Prompt:
Make an exact copy of the records, dropping all pictures.

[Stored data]
____________

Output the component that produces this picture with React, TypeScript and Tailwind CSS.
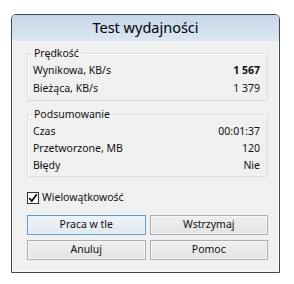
import React from "react";

const font = { fontFamily: '"Noto Sans", "Open Sans", sans-serif' };

function Row({ label, value, bold, tall }: { label: string; value: string; bold?: boolean; tall?: boolean }) {
  return (
    <div className={"flex justify-between items-center " + (tall ? "h-[18px]" : "h-[17px]")}>
      <span>{label}</span>
      <span className={bold ? "font-bold" : ""}>{value}</span>
    </div>
  );
}

function Group({ title, children, className }: { title: string; children: React.ReactNode; className?: string }) {
  return (
    <div
      className={
        "relative border border-[#d5dfe5] rounded-[2px] shadow-[inset_1px_1px_0_#ffffff] pl-[5px] pr-[7px] pt-[8px] pb-[2px] " +
        (className ?? "")
      }
    >
      <span className="absolute left-[4px] top-[-9px] px-[2px] bg-[#f0f0f0] leading-[16px]">{title}</span>
      {children}
    </div>
  );
}

function Btn({ children, focused }: { children: React.ReactNode; focused?: boolean }) {
  return (
    <button
      className={
        "h-[20px] flex items-center justify-center border text-[10.5px] text-[#111] " +
        (focused
          ? "border-[#5a9fd6] bg-gradient-to-b from-[#eef4f9] to-[#e1e9f1] shadow-[inset_0_0_0_1px_#eaf4fb]"
          : "border-[#adadad] bg-gradient-to-b from-[#efefef] to-[#e3e3e3] shadow-[inset_0_0_0_1px_#f6f6f6]")
      }
    >
      {children}
    </button>
  );
}

export default function App() {
  return (
    <div className="w-[294px] h-[284px] bg-white pt-[14px] pl-[11px]" style={font}>
      <div className="w-[269px] border border-[#3f4852] rounded-t-[5px] bg-[#f0f0f0] flex flex-col overflow-hidden text-[10.5px] text-[#111]">
        <div className="h-[26px] flex items-center justify-center bg-gradient-to-b from-[#c5d6e7] to-[#dbe7f2] text-[14.5px] text-black">
          Test wydajności
        </div>
        <div className="pl-[14px] pr-[10px] pt-[12px] pb-[11px] flex flex-col border-x border-b border-[#fafafa]">
          <Group title="Prędkość">
            <Row label="Wynikowa, KB/s" value="1 567" bold tall />
            <Row label="Bieżąca, KB/s" value="1 379" tall />
          </Group>
          <Group title="Podsumowanie" className="mt-[13px]">
            <Row label="Czas" value="00:01:37" />
            <Row label="Przetworzone, MB" value="120" />
            <Row label="Błędy" value="Nie" />
          </Group>
          <div className="flex items-center mt-[14px] h-[14px]">
            <div className="w-[12px] h-[12px] border border-[#333] bg-white flex items-center justify-center mr-[3px]">
              <svg width="10" height="10" viewBox="0 0 10 10">
                <path d="M1.2 5 L3.8 8 L8.8 1.3" stroke="#111" strokeWidth="1.9" fill="none" />
              </svg>
            </div>
            <span>Wielowątkowość</span>
          </div>
          <div className="grid grid-cols-2 gap-[4px] mt-[10px]">
            <Btn focused>Praca w tle</Btn>
            <Btn>Wstrzymaj</Btn>
          </div>
          <div className="grid grid-cols-2 gap-[4px] mt-[5px]">
            <Btn>Anuluj</Btn>
            <Btn>Pomoc</Btn>
          </div>
        </div>
      </div>
    </div>
  );
}
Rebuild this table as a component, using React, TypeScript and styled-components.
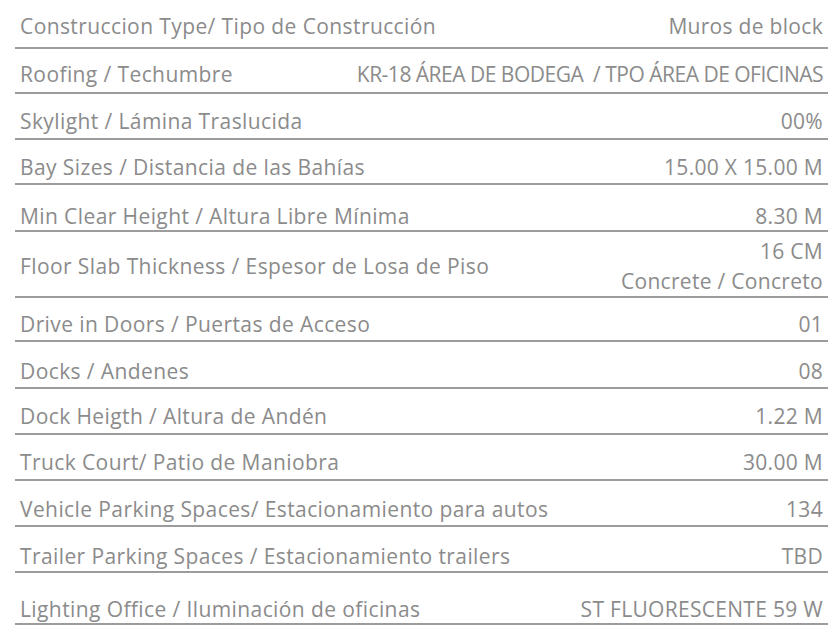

____________

Result for this task:
Output the component that produces this picture with React, TypeScript and Tailwind CSS.
import React from "react";

const font = { fontFamily: '"Noto Sans", "Open Sans", sans-serif' };

function Row({ label, value, bold, tall }: { label: string; value: string; bold?: boolean; tall?: boolean }) {
  return (
    <div className={"flex justify-between items-center " + (tall ? "h-[18px]" : "h-[17px]")}>
      <span>{label}</span>
      <span className={bold ? "font-bold" : ""}>{value}</span>
    </div>
  );
}

function Group({ title, children, className }: { title: string; children: React.ReactNode; className?: string }) {
  return (
    <div
      className={
        "relative border border-[#d5dfe5] rounded-[2px] shadow-[inset_1px_1px_0_#ffffff] pl-[5px] pr-[7px] pt-[8px] pb-[2px] " +
        (className ?? "")
      }
    >
      <span className="absolute left-[4px] top-[-9px] px-[2px] bg-[#f0f0f0] leading-[16px]">{title}</span>
      {children}
    </div>
  );
}

function Btn({ children, focused }: { children: React.ReactNode; focused?: boolean }) {
  return (
    <button
      className={
        "h-[20px] flex items-center justify-center border text-[10.5px] text-[#111] " +
        (focused
          ? "border-[#5a9fd6] bg-gradient-to-b from-[#eef4f9] to-[#e1e9f1] shadow-[inset_0_0_0_1px_#eaf4fb]"
          : "border-[#adadad] bg-gradient-to-b from-[#efefef] to-[#e3e3e3] shadow-[inset_0_0_0_1px_#f6f6f6]")
      }
    >
      {children}
    </button>
  );
}

export default function App() {
  return (
    <div className="w-[294px] h-[284px] bg-white pt-[14px] pl-[11px]" style={font}>
      <div className="w-[269px] border border-[#3f4852] rounded-t-[5px] bg-[#f0f0f0] flex flex-col overflow-hidden text-[10.5px] text-[#111]">
        <div className="h-[26px] flex items-center justify-center bg-gradient-to-b from-[#c5d6e7] to-[#dbe7f2] text-[14.5px] text-black">
          Test wydajności
        </div>
        <div className="pl-[14px] pr-[10px] pt-[12px] pb-[11px] flex flex-col border-x border-b border-[#fafafa]">
          <Group title="Prędkość">
            <Row label="Wynikowa, KB/s" value="1 567" bold tall />
            <Row label="Bieżąca, KB/s" value="1 379" tall />
          </Group>
          <Group title="Podsumowanie" className="mt-[13px]">
            <Row label="Czas" value="00:01:37" />
            <Row label="Przetworzone, MB" value="120" />
            <Row label="Błędy" value="Nie" />
          </Group>
          <div className="flex items-center mt-[14px] h-[14px]">
            <div className="w-[12px] h-[12px] border border-[#333] bg-white flex items-center justify-center mr-[3px]">
              <svg width="10" height="10" viewBox="0 0 10 10">
                <path d="M1.2 5 L3.8 8 L8.8 1.3" stroke="#111" strokeWidth="1.9" fill="none" />
              </svg>
            </div>
            <span>Wielowątkowość</span>
          </div>
          <div className="grid grid-cols-2 gap-[4px] mt-[10px]">
            <Btn focused>Praca w tle</Btn>
            <Btn>Wstrzymaj</Btn>
          </div>
          <div className="grid grid-cols-2 gap-[4px] mt-[5px]">
            <Btn>Anuluj</Btn>
            <Btn>Pomoc</Btn>
          </div>
        </div>
      </div>
    </div>
  );
}
Rebuild this table as a component, using React, TypeScript and styled-components.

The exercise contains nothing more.